We can find that CST has much more information than AST such as parentheses, non-terminals such as $E$. It's more compact and easier to use, and is an important data structure in a compiler.

2. Top-down parsing

The first category of parsing technique is called top-down parsing because the parse tree is constructed from top to down and from left to right.

2.1 Recursive descent parsing

Recursive descent parsing is the typical implementation of top-down parsing, it's simple but slow.

Consider the context-free grammar:

$E\rightarrow{T}\mid{T}+{E}$

$T\rightarrow{int}\mid{int*T}\mid{(E)}$

Our token stream is $(int_7)$, set the pointer before the first token '('. Bellow is the whole parsing process:

recursive descent parsing

Step 1: The root of parse tree should be the non-terminal start symbol $E$.

Step 2: The left most production of $E$ is $E\rightarrow{T}$, so according to the rule of top-down parsing, we try this one first.

Step 3: Since $T\rightarrow{int}$ is the left-most production of $T$, we replace $T$ with $int$. Now we met our very first non-terminal 'int' then we lookup to the pointer, which shows the next input is '(' not 'int'. Mismatch!

Step 4: Well, in recursive descent parsing we need to backtrack. As you can see, we change the parse tree back.
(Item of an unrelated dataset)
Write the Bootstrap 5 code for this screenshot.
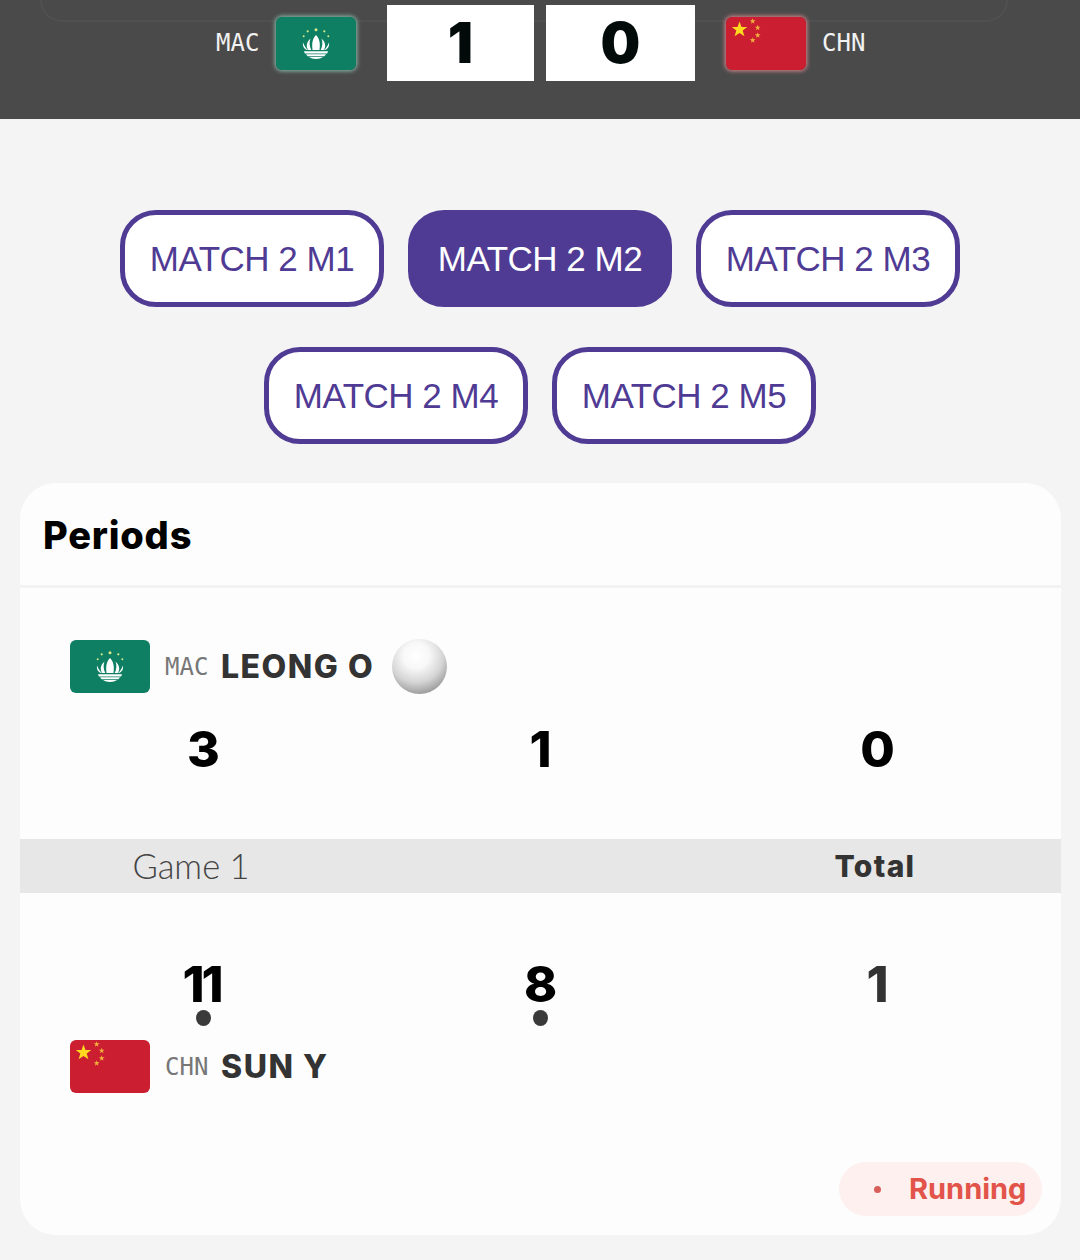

Step 5: The next production of $T$ is $T\rightarrow{int*T}$, then we substitute $T$ with $int*T$. Non-terminal again, matching time! Unfortunately, 'int' and '(', mismatch again.

Step 6: Backtrack time.

Step 7: The next and last production of $T$ is $T\rightarrow{(E)}$, so we replace $T$ with $(E)$. This time our left-most leaf in the parse tree is '(', which matches the next input character '(', so we can move the pointer to next character.

Step 8: The next node in parse tree is $E$, so we need to check the productions of $E$ one by one in order. Again $E\rightarrow{T}$ first.

Step 9: Do the same thing to the new node $T$ and we use the first production $T\rightarrow{int}$ here. We see a non-terminal here so match again. Fortunately 'int' matches.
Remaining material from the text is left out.